Austin Group Defect Tracker

Aardvark Mark IV


Viewing Issue Simple Details Jump to Notes ] Issue History ] Print ]
ID Category Severity Type Date Submitted Last Update
0000528 [1003.1(2008)/Issue 7] Shell and Utilities Objection Enhancement Request 2011-12-17 17:49 2020-03-18 15:37
Reporter dwheeler View Status public  
Assigned To ajosey
Priority normal Resolution Accepted As Marked  
Status Applied  
Name David A. Wheeler
Organization
User Reference
Section sed
Page Number 3153-3161
Line Number 104759-105140
Interp Status ---
Final Accepted Text See Note: 0001106
Summary 0000528: Support extended regular expressions (EREs) in sed
Description I propose standardizing a flag so sed users can use Extended Regular Expression (EREs) and not just basic regular expressions (BREs), making sed consistent with grep and awk.

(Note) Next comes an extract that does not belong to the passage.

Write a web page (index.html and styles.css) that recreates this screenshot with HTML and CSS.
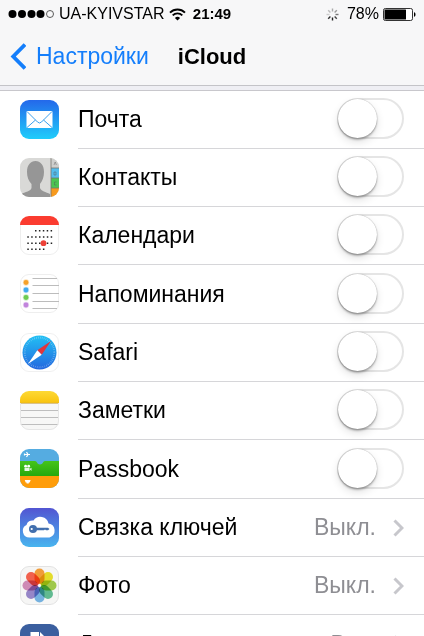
FILE: index.html
```html
<!DOCTYPE html>
<html lang="ru">
<head>
    <meta charset="UTF-8">
    <meta name="viewport" content="width=device-width, initial-scale=1.0">
    <title>iCloud</title>
    <link rel="stylesheet" href="styles.css">
</head>
<body>
    <header class="header">
        <div class="status-bar">
            <div class="status-left">
                <svg class="signal" width="47" height="10" viewBox="0 0 47 10">
                    <g fill="#000">
                        <circle cx="4.500" cy="5" r="4"/>
                        <circle cx="14" cy="5" r="4"/>
                        <circle cx="23.500" cy="5" r="4"/>
                        <circle cx="32.500" cy="5" r="4"/>
                    </g>
                    <circle cx="42" cy="5" r="3.500" fill="none" stroke="#333" stroke-width="0.800"/>
                </svg>
                <span>UA-KYIVSTAR</span>
                <svg class="wifi" width="17" height="13" viewBox="0 0 17 13" fill="none" stroke="#000" stroke-width="1.900">
                    <path d="M1 4.600C5.200 0.400 11.800 0.400 16 4.600"/>
                    <path d="M3.700 7.400C6.400 4.700 10.600 4.700 13.300 7.400"/>
                    <path d="M8.500 12.500L5.900 9.900C7.300 8.500 9.700 8.500 11.100 9.900Z" fill="#000" stroke="none"/>
                </svg>
            </div>
            <span class="time">21:49</span>
            <div class="status-right">
                <svg class="spinner" width="13" height="13" viewBox="-6.5 -6.5 13 13" stroke-width="1.400">
                    <path d="M0 -3V-6" stroke="#aaa"/>
                    <path d="M2.100 -2.100L4.300 -4.300" stroke="#999"/>
                    <path d="M3 0H6" stroke="#777"/>
                    <path d="M2.100 2.100L4.300 4.300" stroke="#444"/>
                    <path d="M0 3V6" stroke="#222"/>
                    <path d="M-2.100 2.100L-4.300 4.300" stroke="#333"/>
                    <path d="M-3 0H-6" stroke="#ccc"/>
                    <path d="M-2.100 -2.100L-4.300 -4.300" stroke="#bbb"/>
                </svg>
                <span>78%</span>
                <svg class="battery" width="33" height="13" viewBox="0 0 33 13">
                    <rect x="0.500" y="0.500" width="29" height="12" rx="1.800" fill="#fff" stroke="#333"/>
                    <rect x="1.500" y="1.500" width="21.500" height="10" rx="0.500" fill="#000"/>
                    <path d="M31 4.300C33 4.500 33 8.500 31 8.700Z" fill="#000"/>
                </svg>
            </div>
        </div>
        <nav class="nav-bar">
            <a class="back" href="#">
                <svg width="16" height="27" viewBox="0 0 16 27" fill="none" stroke="#147efb" stroke-width="3.800">
                    <path d="M15 1.500L3.200 13.500L15 25.500"/>
                </svg>
                Настройки
            </a>
            <h1 class="title">iCloud</h1>
        </nav>
    </header>

    <main class="content">
        <ul class="list">
            <li class="row">
                <svg class="icon" viewBox="0 0 39 39">
                    <defs>
                        <linearGradient id="mail" x2="0" y2="1">
                            <stop offset="0" stop-color="#2468ea"/>
                            <stop offset="1" stop-color="#1fcdfb"/>
                        </linearGradient>
                    </defs>
                    <rect width="39" height="39" rx="9" fill="url(#mail)"/>
                    <rect x="6.500" y="11" width="26" height="17" rx="1" fill="#fff"/>
                    <path d="M7 11.500L17.500 22Q19.500 24 21.500 22L32 11.500M7 27.500L15.500 20M32 27.500L23.500 20" fill="none" stroke="#3aa0ee" stroke-width="1"/>
                </svg>
                <div class="cell">
                    <label class="name" for="mailSwitch">Почта</label>
                    <input class="switch" type="checkbox" id="mailSwitch">
                </div>
            </li>
            <li class="row">
                <svg class="icon" viewBox="0 0 39 39">
                    <clipPath id="round"><rect width="39" height="39" rx="9"/></clipPath>
                    <g clip-path="url(#round)">
                        <rect width="39" height="39" fill="#d9d9d7"/>
                        <path d="M1 39V36C5 34 11 33 11.500 30V26C8.500 23 7 19 7 14C7 7 10.500 3 15.500 3C20.500 3 24 7 24 14C24 19 22.500 23 20 26V30C21 33 26 34 30 36V39Z" fill="#969696"/>
                        <rect x="31" width="8" height="10" fill="#cfcfcd"/>
                        <rect x="31" y="10" width="8" height="10" fill="#55bdec"/>
                        <rect x="31" y="20" width="8" height="10" fill="#4cc552"/>
                        <rect x="31" y="30" width="8" height="9" fill="#f79a1e"/>
                        <path d="M31 0V39M31 10H39M31 20H39M31 30H39" stroke="#77736d" stroke-width="0.800"/>
                        <path d="M34 7L35.200 4L36.400 7M34 14H36V17H34ZM36.500 24H34.500V27H36.500" stroke="#555" stroke-width="0.700" fill="none" opacity="0.600"/>
                    </g>
                </svg>
                <div class="cell">
                    <label class="name" for="contactsSwitch">Контакты</label>
                    <input class="switch" type="checkbox" id="contactsSwitch">
                </div>
            </li>
            <li class="row">
                <svg class="icon" viewBox="0 0 39 39">
                    <g clip-path="url(#round)">
                        <rect width="39" height="39" fill="#fff"/>
                        <rect width="39" height="9" fill="#fb3c30"/>
                    </g>
                    <path d="M0.500 9V30A8.500 8.500 0 0 0 9 38.500H30A8.500 8.500 0 0 0 38.500 30V9" fill="none" stroke="#eee"/>
                    <g stroke="#222" stroke-width="1.500" stroke-dasharray="1.500 2.400">
                        <path d="M15 14.700H33"/>
                        <path d="M7.300 21H33"/>
                        <path d="M7.300 27.200H33"/>
                        <path d="M7.300 33.300H25"/>
                    </g>
                    <circle cx="23.500" cy="27.200" r="2.900" fill="#ed4138"/>
                </svg>
                <div class="cell">
                    <label class="name" for="calendarSwitch">Календари</label>
                    <input class="switch" type="checkbox" id="calendarSwitch">
                </div>
            </li>
            <li class="row">
                <svg class="icon" viewBox="0 0 39 39">
                    <rect x="0.500" y="0.500" width="38" height="38" rx="8.500" fill="#fff" stroke="#eee"/>
                    <path d="M12.500 4.500H37M12.500 11.500H39M12.500 19.500H39M12.500 27.500H39M12.500 34.500H37" stroke="#b4b4b4" stroke-width="0.900"/>
                    <g stroke-opacity="0.350" stroke-width="1.500">
                        <circle cx="6" cy="8.500" r="2.400" fill="#f6a22b" stroke="#f6a22b"/>
                        <circle cx="6" cy="16" r="2.400" fill="#41aaf0" stroke="#41aaf0"/>
                        <circle cx="6" cy="23.500" r="2.400" fill="#6dcc53" stroke="#6dcc53"/>
                        <circle cx="6" cy="31" r="2.400" fill="#c184dc" stroke="#c184dc"/>
                    </g>
                </svg>
                <div class="cell">
                    <label class="name" for="remindersSwitch">Напоминания</label>
                    <input class="switch" type="checkbox" id="remindersSwitch">
                </div>
            </li>
            <li class="row">
                <svg class="icon" viewBox="0 0 39 39">
                    <defs>
                        <linearGradient id="compass" x2="0" y2="1">
                            <stop offset="0" stop-color="#22c0f4"/>
                            <stop offset="1" stop-color="#2367df"/>
                        </linearGradient>
                    </defs>
                    <rect x="0.500" y="0.500" width="38" height="38" rx="8.500" fill="#fff" stroke="#f0f0f0"/>
                    <circle cx="19.500" cy="19.500" r="17" fill="url(#compass)"/>
                    <circle cx="19.500" cy="19.500" r="14.800" fill="none" stroke="#fff" stroke-width="1.800" stroke-dasharray="0.500 1.440" opacity="0.450"/>
                    <path d="M31 8L17.300 17.300L21.700 21.700Z" fill="#e3343b"/>
                    <path d="M8 31L17.300 17.300L21.700 21.700Z" fill="#fff"/>
                </svg>
                <div class="cell">
                    <label class="name" for="safariSwitch">Safari</label>
                    <input class="switch" type="checkbox" id="safariSwitch">
                </div>
            </li>
            <li class="row">
                <svg class="icon" viewBox="0 0 39 39">
                    <defs>
                        <linearGradient id="notes" x2="0" y2="1">
                            <stop offset="0" stop-color="#fdd935"/>
                            <stop offset="1" stop-color="#f9c30d"/>
                        </linearGradient>
                    </defs>
                    <g clip-path="url(#round)">
                        <rect width="39" height="39" fill="#f7f7f6"/>
                        <rect width="39" height="12" fill="url(#notes)"/>
                        <path d="M0 12.300H39" stroke="#c8a44d" stroke-width="0.800"/>
                        <path d="M0 19.500H39M0 26.500H39M0 33.500H39" stroke="#bebebe"/>
                    </g>
                    <path d="M0.500 12V30A8.500 8.500 0 0 0 9 38.500H30A8.500 8.500 0 0 0 38.500 30V12" fill="none" stroke="#e6e6e6"/>
                </svg>
                <div class="cell">
                    <label class="name" for="notesSwitch">Заметки</label>
                    <input class="switch" type="checkbox" id="notesSwitch">
                </div>
            </li>
            <li class="row">
                <svg class="icon" viewBox="0 0 39 39">
                    <defs>
                        <linearGradient id="pass" x2="0" y2="1">
                            <stop offset="0" stop-color="#45c41a"/>
                            <stop offset="1" stop-color="#26a80d"/>
                        </linearGradient>
                    </defs>
                    <g clip-path="url(#round)">
                        <rect width="39" height="39" fill="#55ace1"/>
                        <path d="M0 12H15C17 12 17 15.500 20 15.500S23 12 25 12H39V27H0Z" fill="url(#pass)"/>
                        <rect y="27" width="39" height="12" fill="#ff9d0a"/>
                    </g>
                    <path d="M4 5.500H10M6.500 3L8 5.500L6.500 8M4.500 4.500V6.500" stroke="#fff" stroke-width="1.200" fill="none"/>
                    <circle cx="5.600" cy="17.200" r="1.400" fill="#fff"/>
                    <circle cx="8.700" cy="17.200" r="1.400" fill="#fff"/>
                    <path d="M4.500 18.800H9.500V22H4.500ZM9.500 20L11.500 18.800V22Z" fill="#e9f7e4"/>
                    <path d="M4.700 31H10.700L9.700 33.500H8.800V34.500H6.600V33.500H5.700Z" fill="#fff"/>
                </svg>
                <div class="cell">
                    <label class="name" for="passbookSwitch">Passbook</label>
                    <input class="switch" type="checkbox" id="passbookSwitch">
                </div>
            </li>
            <li class="row">
                <svg class="icon" viewBox="0 0 39 39">
                    <defs>
                        <linearGradient id="keychain" x2="0" y2="1">
                            <stop offset="0" stop-color="#5254d2"/>
                            <stop offset="1" stop-color="#48b5ef"/>
                        </linearGradient>
                    </defs>
                    <rect width="39" height="39" rx="9" fill="url(#keychain)"/>
                    <path d="M9.500 29.500A6.600 6.600 0 0 1 6.500 17A6 6 0 0 1 13.500 12.500A8.300 8.300 0 0 1 28.500 15.500A7.200 7.200 0 0 1 29.500 29.500Z" fill="#fff"/>
                    <circle cx="13" cy="21" r="4" fill="#426fae"/>
                    <circle cx="11.700" cy="21" r="1.100" fill="#fff"/>
                    <path d="M16 19.700H28L29.500 21L28 22.300H26L25 21.600L24 22.300H16Z" fill="#426fae"/>
                </svg>
                <a class="cell" href="#">
                    <span class="name">Связка ключей</span>
                    <span class="value">Выкл.</span>
                    <svg class="chevron" width="11" height="18" viewBox="0 0 11 18"><path d="M1.500 1.500L9 9L1.500 16.500"/></svg>
                </a>
            </li>
            <li class="row">
                <svg class="icon" viewBox="0 0 39 39">
                    <rect x="0.500" y="0.500" width="38" height="38" rx="8.500" fill="#f6f6f5" stroke="#e3e3e3"/>
                    <g class="petals">
                        <rect x="14.500" y="2.500" width="10" height="15.500" rx="5" fill="#f9a23b"/>
                        <rect x="14.500" y="2.500" width="10" height="15.500" rx="5" fill="#ece42c" transform="rotate(45 19.500 19.500)"/>
                        <rect x="14.500" y="2.500" width="10" height="15.500" rx="5" fill="#a5d04f" transform="rotate(90 19.500 19.500)"/>
                        <rect x="14.500" y="2.500" width="10" height="15.500" rx="5" fill="#64c197" transform="rotate(135 19.500 19.500)"/>
                        <rect x="14.500" y="2.500" width="10" height="15.500" rx="5" fill="#79b8e8" transform="rotate(180 19.500 19.500)"/>
                        <rect x="14.500" y="2.500" width="10" height="15.500" rx="5" fill="#9c8bcf" transform="rotate(225 19.500 19.500)"/>
                        <rect x="14.500" y="2.500" width="10" height="15.500" rx="5" fill="#d68fbd" transform="rotate(270 19.500 19.500)"/>
                        <rect x="14.500" y="2.500" width="10" height="15.500" rx="5" fill="#fa6450" transform="rotate(315 19.500 19.500)"/>
                    </g>
                </svg>
                <a class="cell" href="#">
                    <span class="name">Фото</span>
                    <span class="value">Выкл.</span>
                    <svg class="chevron" width="11" height="18" viewBox="0 0 11 18"><path d="M1.500 1.500L9 9L1.500 16.500"/></svg>
                </a>
            </li>
            <li class="row">
                <svg class="icon" viewBox="0 0 39 39">
                    <rect width="39" height="39" rx="9" fill="#3b5f9f"/>
                    <path d="M10.500 8H20L25 13V31H10.500Z" fill="#fff"/>
                    <path d="M19.500 8V13.500H25" fill="none" stroke="#3b5f9f"/>
                </svg>
                <a class="cell" href="#">
                    <span class="name">Документы и данные</span>
                    <span class="value">Вкл.</span>
                    <svg class="chevron" width="11" height="18" viewBox="0 0 11 18"><path d="M1.500 1.500L9 9L1.500 16.500"/></svg>
                </a>
            </li>
        </ul>
    </main>
</body>
</html>
```
FILE: styles.css
```css
* {
    box-sizing: border-box;
}

body {
    font-family: 'Liberation Sans', Arial, sans-serif;
    background-color: #efeff4;
    margin: 0;
    height: 100vh;
    display: flex;
    flex-direction: column;
    overflow: hidden;
    color: #000;
}

.header {
    flex: none;
    background-color: #f7f7f8;
    border-bottom: 1px solid #c4c4c8;
}

/* Status bar */
.status-bar {
    display: grid;
    grid-template-columns: 1fr auto 1fr;
    align-items: center;
    height: 28px;
    padding: 0 8px;
    font-size: 16px;
    line-height: 20px;
}

.status-left,
.status-right {
    display: flex;
    align-items: center;
    gap: 4px;
}

.status-right {
    justify-content: flex-end;
}

.time {
    font-size: 15px;
    font-weight: bold;
}

.spinner {
    margin-right: 4px;
}

/* Navigation bar */
.nav-bar {
    display: grid;
    grid-template-columns: 1fr auto 1fr;
    align-items: center;
    height: 57px;
    padding: 0 10px;
}

.back {
    display: flex;
    align-items: center;
    gap: 10px;
    font-size: 23px;
    color: #147efb;
    text-decoration: none;
}

.title {
    margin: 0;
    font-size: 22px;
    font-weight: bold;
}

/* Settings list */
.content {
    flex: 1;
    min-height: 0;
    padding-top: 4px;
    overflow: hidden;
}

.list {
    list-style: none;
    margin: 0;
    padding: 0;
    background-color: #fff;
    border-top: 1px solid #c8c7cc;
}

.row {
    display: flex;
    align-items: center;
    gap: 19px;
    height: 58px;
    padding-left: 20px;
}

.row:nth-child(3n+4) {
    height: 59px;
}

.icon {
    flex: none;
    width: 39px;
    height: 39px;
    margin-bottom: 2px;
}

.cell {
    flex: 1;
    align-self: stretch;
    display: flex;
    align-items: center;
    padding-right: 20px;
    border-bottom: 1px solid #d6d6d9;
    color: #000;
    font-size: 23px;
    text-decoration: none;
}

.name {
    flex: 1;
    white-space: nowrap;
}

.value {
    margin-right: 17px;
    color: #8e8e93;
}

.chevron {
    fill: none;
    stroke: #c7c7cc;
    stroke-width: 3px;
}

.switch {
    appearance: none;
    flex: none;
    width: 67px;
    height: 41px;
    margin: 0 0 2px;
    border: 2px solid #e5e5e5;
    border-radius: 21px;
    background-color: #fff;
    cursor: pointer;
}

.switch::before {
    content: '';
    display: block;
    width: 39px;
    height: 39px;
    margin: -1px;
    border-radius: 50%;
    background-color: #fff;
    box-shadow: 0 0 1px rgba(0, 0, 0, 0.4), 0 2px 2px rgba(0, 0, 0, 0.25), 0 4px 9px rgba(0, 0, 0, 0.12);
}

.switch:checked {
    background-color: #4cd964;
    border-color: #4cd964;
}

.switch:checked::before {
    margin-left: 25px;
}

.petals rect {
    mix-blend-mode: multiply;
}
```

I recommend using “-E”, though “-r” is plausible (both are widely implemented).

Here is my rationale:

1. This would make sed consistent with the related POSIX utilities grep (which supports EREs using -E) and awk (which *only* supports EREs). It is an odd inconsistency that POSIX sed cannot use EREs at all, when related utilities *allow* or *require* EREs.

2. Many matches and substitutions are simpler to express as an ERE than as a BRE, and these are typical uses of sed. BRE doesn’t include functionality like ERE’s special character | (“or”) at all. Common BRE expressions like \(, \), \{, and \} are, in ERE, the simpler (, ), {, and }. BRE doesn’t include the ERE special character + to mean “one or more”; you can simulate it with "\{1,\}”, and GNU sed includes the extension \+, but EREs include this as a special character because it is such a common need. This increased functionality and simplification matters.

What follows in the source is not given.